- Friday, December 28, 2012

Not long ago, Americans were vibrant, full of hopes and dreams. We told our children that if they stayed in school and worked hard, the world could be their oyster. Today, there has been a shift in our attitude toward life and the future. We talk about the American dream as if it were a distant memory. The “pursuit of happiness” has been replaced by the pursuit of mere survival.

There is no doubt that this national transformation began early in 2010. The jubilation surrounding Barack Obama’s election and promise of “hope and change” disintegrated one year after his inauguration into disillusionment and fear. While there is no doubt that the country already was in a recession before Mr. Obama took office, the excitement he brought to the nation began to wane amid people’s inability to keep their homes or find work. People simply began to feel helpless.

Fear and depression are powerful emotions. They also are contagious. We all know folks who have lost their homes or have been unemployed for years. We also are aware of many who are working jobs well below their skill level or who simply have dropped out of the workforce, giving up on finding a job. Their struggles are our struggles, and even though the majority of us still work, too many Americans experience sleepless nights — fearing the loss of their job is imminent or their career has become a dead-end street. This is not a good way to live.

Shaping and fueling the negativity engulfing our nation is an out-of-touch media that refuses to expose harsh realities. The citizenry is bombarded by reports that everything is getting better. Unemployment is dwindling, and Judgment Day for the rich is fast approaching. Still, deep down we all know the truth, and denial only deepens our national depression.

Our nation’s “creative” method of combating unemployment is to create a smaller workforce. The result is millions of folks giving up on finding a job. Also not mentioned is that we are becoming a part-time workforce. Between economic uncertainties, looming tax hikes and the cost increase in health insurance from full implementation of Obamacare in 2014, good full-time jobs are few and far between. These new realities do not bode well for a happy and prosperous citizenry.

Driving this outrage is a troubling disdain for success. The left in this country — aided by the old-guard press — is peddling the fallacy that all our economic woes are the result of the wealthy not paying their fair share of taxes. Financially successful people are vilified as the new enemy of the middle class. We were a happier people when as a nation we admired success and emulated the successful. Striving for something better was an equal-opportunity aspiration. The political right can’t seem to overcome its crippling public relations deficiency and rekindle our national ethos. Merely surviving is not a way to live and certainly not the American way of life.
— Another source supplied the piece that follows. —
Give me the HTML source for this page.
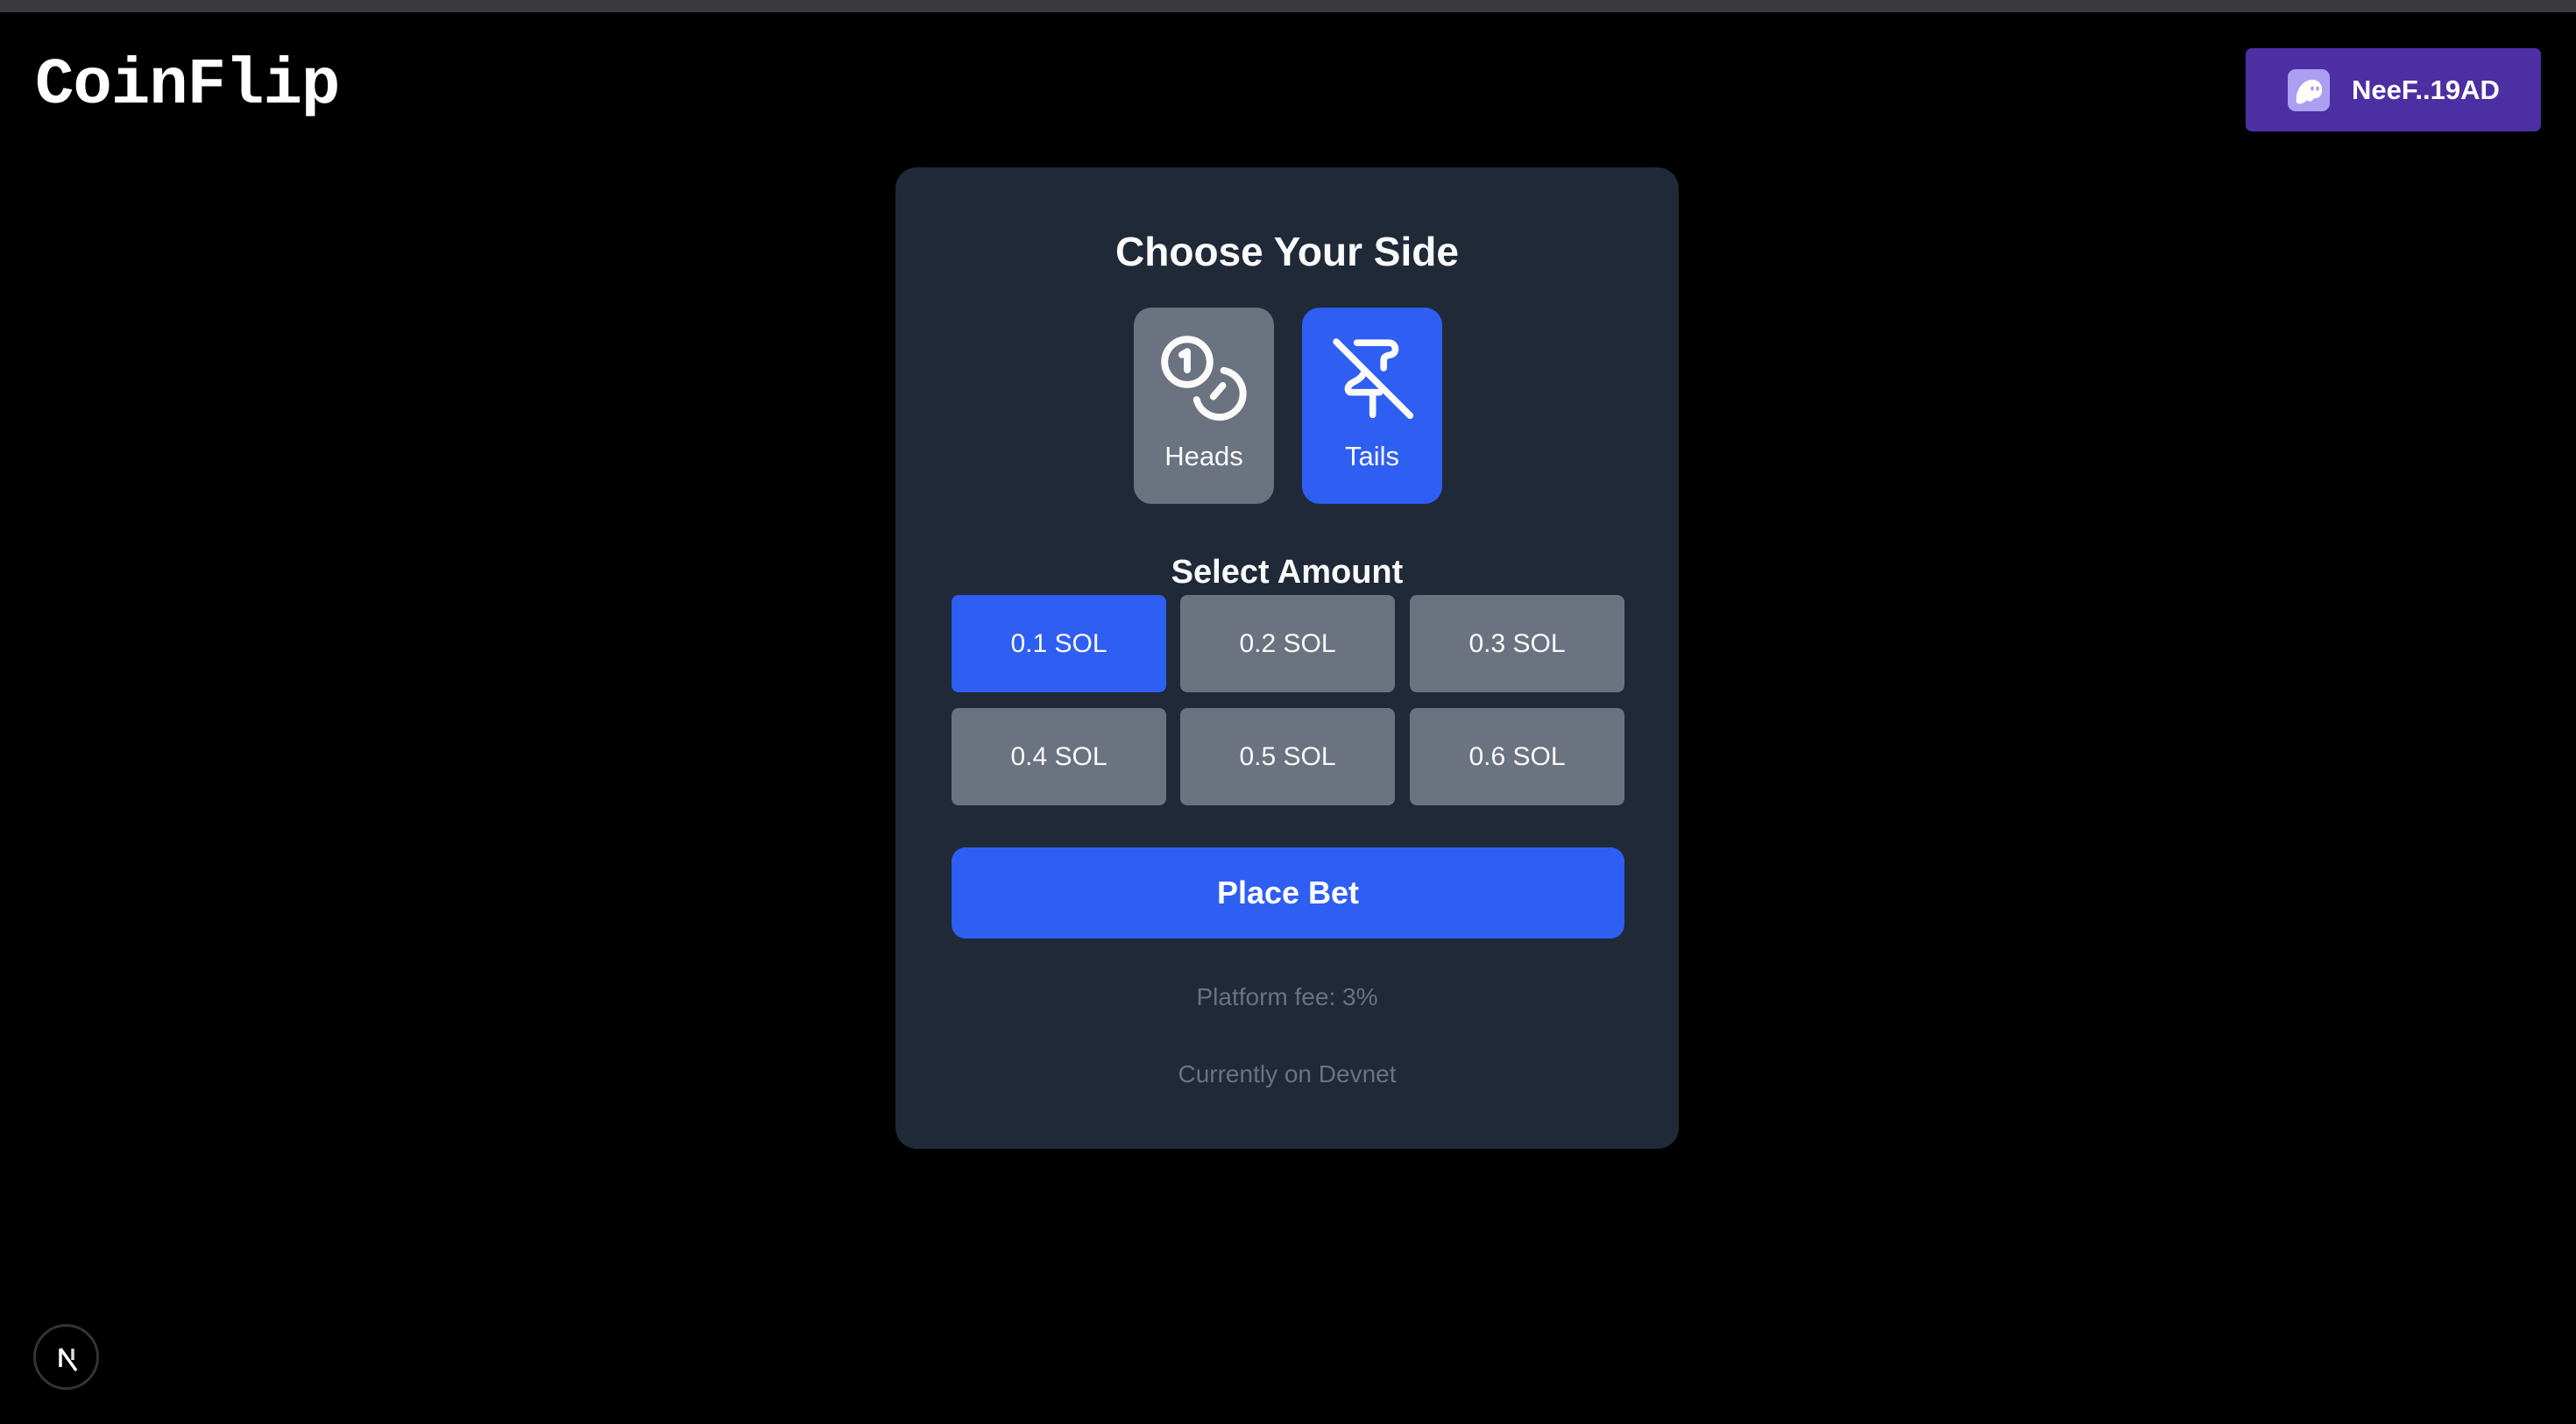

Those who disagree with my argument will ask why Mr. Obama was re-elected. The truth is that his re-election confirms this point: We are devolving into a nation dependent on government — dependent on food stamps, unemployment benefits and a buffet of freebies. The ambition for success, for greatness, for personal achievement, is no longer part of our culture. On Election Day, millions of Americans voted for the food-stamp card in their wallet, not for the dream of acquiring an American Express Gold Card.

It doesn’t have to be this way. For the sake of my children — our children — it had better change.

My family didn’t come to the United States, escaping the Holocaust, in order to provide a mediocre existence for their children. This country wasn’t founded on the ideals of government dependency, and the Civil War wasn’t fought because freedom — personal and economic — was an afterthought.

In the wake of tragedy we are reminded this holiday season how precious our children truly are. We hug them longer and tell them more often than usual how much we love them. We have been reminded that our children are everything to us. Securing their health, happiness and prosperity should govern our lives. When we give up striving for the exceptional, we are giving up on our children because we no longer demand a better way of life for the next generation.

In 2013, let’s renew our national commitment to a better life for our children. Let’s reject mediocrity and embrace prosperity.

Paul Miller is a principal of Pauliegroup LLC, a Chicago-area new media and political consulting firm.